A completed section of a stone wall.

Think of a farming landscape. Chances are there’ll be a dry-stone wall in it somewhere. But dry-stone walls are as much a product of the landscape as vice versa, because most of them have been made from the local stones. Indeed, they serve two purposes as far as farming is concerned – livestock control (keeping farm animals in and wild animals out), and a convenient way of getting rid of all those bits of rock and stone that are littering your fields and being a nuisance, without having to lug them too far. It often seems as though the latter is the most important reason! Seriously though, to use only what you see about you could almost be the definition of “sustainable”.

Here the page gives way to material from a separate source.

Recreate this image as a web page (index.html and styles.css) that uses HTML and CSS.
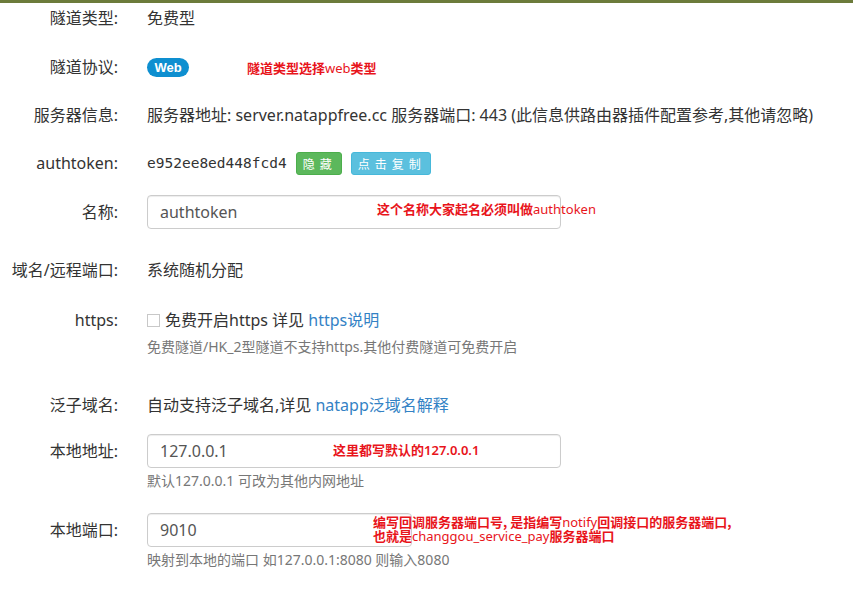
FILE: index.html
```
<!DOCTYPE html>
<html lang="zh-CN">
<head>
<meta charset="utf-8">
<title>隧道配置</title>
<link rel="stylesheet" href="styles.css">
</head>
<body>
<div class="topbar"></div>
<div class="form">
  <div class="row r1">
    <div class="lbl">隧道类型:</div>
    <div class="val">免费型</div>
  </div>
  <div class="row r2">
    <div class="lbl">隧道协议:</div>
    <div class="val"><span class="badge">Web</span></div>
    <div class="note note-web">隧道类型选择<span class="lt">web</span>类型</div>
  </div>
  <div class="row r3">
    <div class="lbl">服务器信息:</div>
    <div class="val">服务器地址: server.natappfree.cc 服务器端口: 443 (此信息供路由器插件配置参考,其他请忽略)</div>
  </div>
  <div class="row r4">
    <div class="lbl">authtoken:</div>
    <div class="val token-line">
      <span class="token">e952ee8ed448fcd4</span>
      <span class="btn btn-green">隐藏</span>
      <span class="btn btn-blue">点击复制</span>
    </div>
  </div>
  <div class="row r5">
    <div class="lbl">名称:</div>
    <div class="val"><div class="input input-wide">authtoken</div></div>
    <div class="note note-name">这个名称大家起名必须叫做<span class="lt">authtoken</span></div>
  </div>
  <div class="row r6">
    <div class="lbl">域名/远程端口:</div>
    <div class="val">系统随机分配</div>
  </div>
  <div class="row r7">
    <div class="lbl">https:</div>
    <div class="val">
      <div class="check-line"><span class="checkbox"></span>免费开启https 详见&nbsp;<a class="link">https说明</a></div>
      <div class="help">免费隧道/HK_2型隧道不支持https.其他付费隧道可免费开启</div>
    </div>
  </div>
  <div class="row r8">
    <div class="lbl">泛子域名:</div>
    <div class="val">自动支持泛子域名,详见 <a class="link">natapp泛域名解释</a></div>
  </div>
  <div class="row r9">
    <div class="lbl">本地地址:</div>
    <div class="val">
      <div class="input input-wide">127.0.0.1</div>
      <div class="help help-input">默认127.0.0.1 可改为其他内网地址</div>
    </div>
    <div class="note note-addr">这里都写默认的<span class="lt lt-bold">127.0.0.1</span></div>
  </div>
  <div class="row r10">
    <div class="lbl">本地端口:</div>
    <div class="val">
      <div class="input input-narrow">9010</div>
      <div class="help help-input">映射到本地的端口 如127.0.0.1:8080 则输入8080</div>
    </div>
    <div class="note note-port">
      <div class="note-line">编写回调服务器端口号, 是指编写<span class="lt">notify</span>回调接口的服务器端口,</div>
      <div class="note-line">也就是<span class="lt">changgou_service_pay</span>服务器端口</div>
    </div>
  </div>
</div>
</body>
</html>
```
FILE: styles.css
```
* { box-sizing: border-box; }
html, body { margin: 0; padding: 0; background: #fff; }
body {
  font-family: "Noto Sans", "Noto Sans CJK SC", sans-serif;
  font-size: 16px;
  color: #333;
  width: 853px;
  height: 593px;
  overflow: hidden;
}
.topbar { height: 3px; background: #6c7b3b; }
.form { display: flex; flex-direction: column; }
.row {
  position: relative;
  display: grid;
  grid-template-columns: 118px 1fr;
  column-gap: 29px;
  align-items: start;
}
.lbl { text-align: right; line-height: 34px; white-space: nowrap; }
.val { line-height: 34px; min-height: 34px; white-space: nowrap; }

.r1 { margin-top: -2px; }
.r2 { margin-top: 15px; }
.r3 { margin-top: 14px; }
.r4 { margin-top: 14px; }
.r5 { margin-top: 15px; }
.r6 { margin-top: 24px; }
.r7 { margin-top: 16px; }
.r8 { margin-top: 31px; }
.r9 { margin-top: 12px; }
.r10 { margin-top: 22px; }

.badge {
  display: inline-block;
  vertical-align: middle;
  width: 42px;
  height: 19px;
  line-height: 19px;
  border-radius: 10px;
  background: #0e8fd0;
  color: #fff;
  font-family: "Liberation Sans", Arial, sans-serif;
  font-weight: bold;
  font-size: 13px;
  text-align: center;
  position: relative;
  top: -1px;
}

.token-line { display: flex; align-items: center; }
.token {
  font-family: "DejaVu Sans Mono", monospace;
  font-size: 14.5px;
  margin-right: 9px;
}
.btn {
  display: inline-block;
  height: 23px;
  font-size: 12px;
  color: #fff;
  letter-spacing: 5px;
  padding: 0 4px 0 6px;
  border-radius: 3px;
  line-height: 21px;
  font-family: "Noto Sans CJK SC", sans-serif;
}
.btn-green { background: #5cb85c; border: 1px solid #4cae4c; width: 46px; margin-right: 9px; }
.btn-blue { background: #5bc0de; border: 1px solid #46b8da; width: 80px; }

.input {
  height: 34px;
  border: 1px solid #ccc;
  border-radius: 4px;
  padding: 0 12px;
  line-height: 32px;
  color: #555;
  box-shadow: inset 0 1px 1px rgba(0,0,0,.075);
  background: #fff;
}
.input-wide { width: 414px; }
.input-narrow { width: 265px; }

.check-line { display: flex; align-items: center; line-height: 34px; }
.checkbox {
  display: inline-block;
  width: 13px;
  height: 13px;
  border: 1px solid #c8c8c8;
  background: #fff;
  margin-right: 5px;
}
.link { color: #3382c5; text-decoration: none; }
.help { font-size: 14px; color: #777; line-height: 20px; }
.help-input { margin-top: 3px; }

.note {
  position: absolute;
  color: #e8141b;
  font-family: "Noto Sans CJK SC", sans-serif;
  font-weight: bold;
  font-size: 13px;
  line-height: 14px;
  white-space: nowrap;
}
.note .lt { font-family: "Noto Sans", sans-serif; font-weight: normal; }
.note .lt-bold { font-weight: 600; }
.note-line { height: 14px; }
.note-web { left: 247px; top: 11px; }
.note-name { left: 377px; top: 7px; }
.note-addr { left: 333px; top: 9px; }
.note-port { left: 373px; top: 2px; }
```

Fitting into the landscape.

They are called “dry” stone walls not because they are only built on nice sunny days (far from it…), but because of the absence of cement. It could indeed be argued that a dry-stone wall will last longer than a cemented-together wall, not just because stone is a far more durable material than cement, but also because a wall will settle over time, and the absence of cement allows some fluidity within the structure, so that it can move a little without falling over. Plus it will look nicer, be easier to repair or take down if necessary, be a haven for wildlife (lots of small nooks and crannies for animals to live in and plants to root in), and avoid the enormous carbon-footprint due to the use of cement.
A good dry-stone wall will not last for decades – it will last for generations if not centuries. The walls we are repairing at the moment were around long before Hotel Posada del Valle was dreamed of, and only need repairing now due to damage by minor landslides, fallen trees and construction machinery. Around the farm, and indeed the whole area, are walls that have stood there longer than anyone can remember. By seeing where they are, they help us work out the past history of the land.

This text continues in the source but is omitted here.